There Gibson was asked, according to his own account in Enemy Coast Ahead (1946), by the 5 Group commander, Ralph Cochrane, how he would “like the idea of doing one more trip”? Gibson got the job of heading “Squadron X”, based at Scampton, just north of Lincoln. The squadron would spend two months practising flying Lancasters at very low levels, down to 100ft, and then 60ft.

Among the pilots selected by Gibson was McCarthy. The American asked his crew whether they wished to join X. And that is how Johnson, the Lincolnshire lad, joined what became the most famous squadron in the RAF. For Johnson the next problem was his wedding, scheduled for 3 May 1943, but all leave had been cancelled. McCarthy appealed to Gibson, and Johnson got his wedding.

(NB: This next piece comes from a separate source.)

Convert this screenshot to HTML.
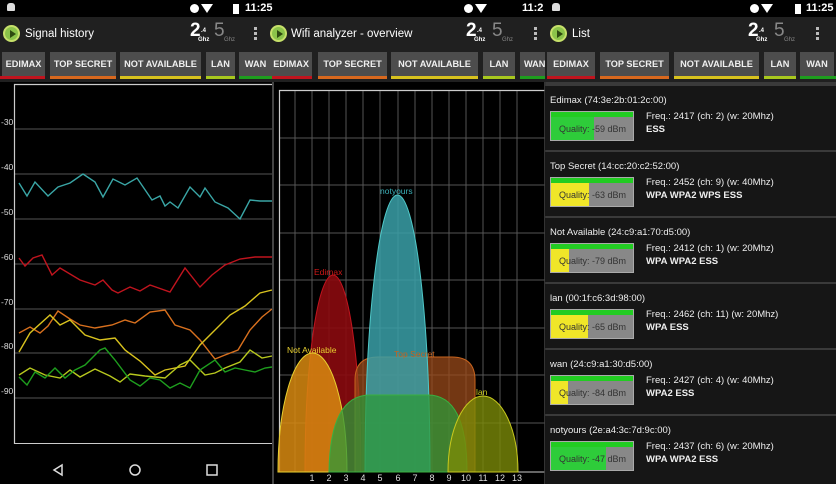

After the dams raid he was commissioned as an officer and awarded the Distinguished Flying Medal. With McCarthy he took part in a further 19 raids, before becoming an instructor. After the war, as a navigator, he remained in the RAF, flying Lincoln bombers and Shackleton maritime patrol planes.

Sqn Ldr Johnson quit the RAF in 1962. He then became a teacher, first of primary children, then in adult education, working with people with mental health problems.

In retirement he lived in Torquay, and then Bristol. He was active in local Conservative politics, and in 2017 was appointed MBE. That year too he received an honorary doctorate from the University of Lincoln, and the following year had a train named after him.

Gwyneth died in 2005. Johnson is survived by three children, eight grandchildren and 18 great-grandchildren.

• George Leonard “Johnny” Johnson, airman, born 25 November 1921; died 7 December 2022

• This article was amended on 11 December 2022. The count of RAF Lancaster bombers on the night of the operation was corrected and a reference to Joe McCarthy being the only officer aboard T-Tommy deleted. Johnson was awarded the Distinguished Flying Medal rather than Cross, and the Shackleton he later flew was a maritime rather than a naval patrol plane.